I was at a wedding this week. The photographers for the event were a team who trade as Alfie & Trish.  Very polished and highly professional. I had a long chat to Trish about the business aspect of being a pro photographer. Whilst for the established brand it would appear that the market is lucrative, those wishing to start up may find it exceedingly difficult to get get their business off the ground.  Trish was telling me that she must have had hundreds of people over the last year asking her how to ‘get going in photography’ In all cases she has told them that this is not the business to be in at present. The cost of  cameras in relative terms has never been more affordable, and combined with the powerful software now being sold, it means that anyone can produce above average results. So every one now wants to ‘turn pro’.  Her advice was to keep it as a hobby and enjoy yourself.  I have no reason to disbelieve her, but do remember that Alfie & Trish have a vested interest in keeping down any competition, so presumably even in a buoyant market their advice would possibly be the same.

So if you are thinking of running a photographic business, the emphasis needs to be squarely on the word ‘business’.  It is of no use being able to take picture-perfect images that do not sell.   I have seen some very profitable photographers work, where, to be blunt, the quality sucks, but they have a good turnover. Get the picture?

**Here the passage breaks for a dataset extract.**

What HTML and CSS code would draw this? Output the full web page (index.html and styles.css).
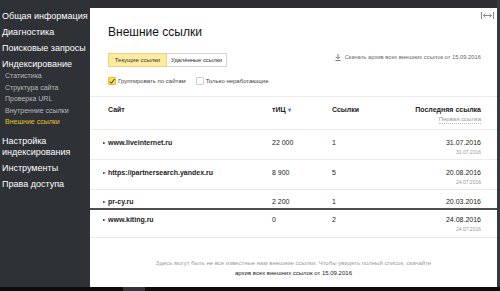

The local colleges have seen an influx of students wishing to study photography. In a few years time the market may well be awash with young adults with qualifications – but will they find any jobs at the end of their course?  If you fall into this category – find a pro who will allow you to ‘carry their bags’ for them. Expect no reward, but grab as much knowledge as you can. It may even lead to a job offer if you bend over backwards, show total commitment and for heavens sake – never – ever ask if you can leave early as you have to meet your boyfriend/girlfriend to go to the cinema…. It happened to me  with a trainee once – employers hardly offer full time positions to people who are not 100% committed to training.

A mature student who can take good images would probably be better off investing in business skills and time taken to research the market would be time well spent.  Look to local government business start up advisers. They have some excellent information and courses available for free in most cases.

So, where am I at present in the scheme of things after giving all this advice? Truth is, I don't know! I think that will be another entry in this blog on another day.


  1. Admittedly Pros are worred about the market, but more worrying I think is amateurs who offer their services for functions like weddings at what seems a "Dream Price" when they really dont know what they are doing in the first place! I've seen too many "Amateurs" whose final product is nothing more than, poor quality, no compsure, over/under exposed, blurred, and could've been taken better with a Kodak Instamatic! The Big day for the Bride and Groom has been ruined, never to be repaeated and "Sorry about that" is the excuse bantered around. Wedding photograpghy is AN ART IN ITSELF, it takes a great deal of time, and effort plus invaluable experience to get the finished product right. There is no, nearly right, yes.......but if only..........or It didnt turn out as I expected!!!! The biggest day of anyones life deserves respect and dedication to the job in hand. It is well worth doing a course on Wedding Photography before even considering attempting such. The secret is a Happy Couple with a Happy Product, they dont deserve anyless. I took my couse sometime ago and never looked back, the expense is well worth it!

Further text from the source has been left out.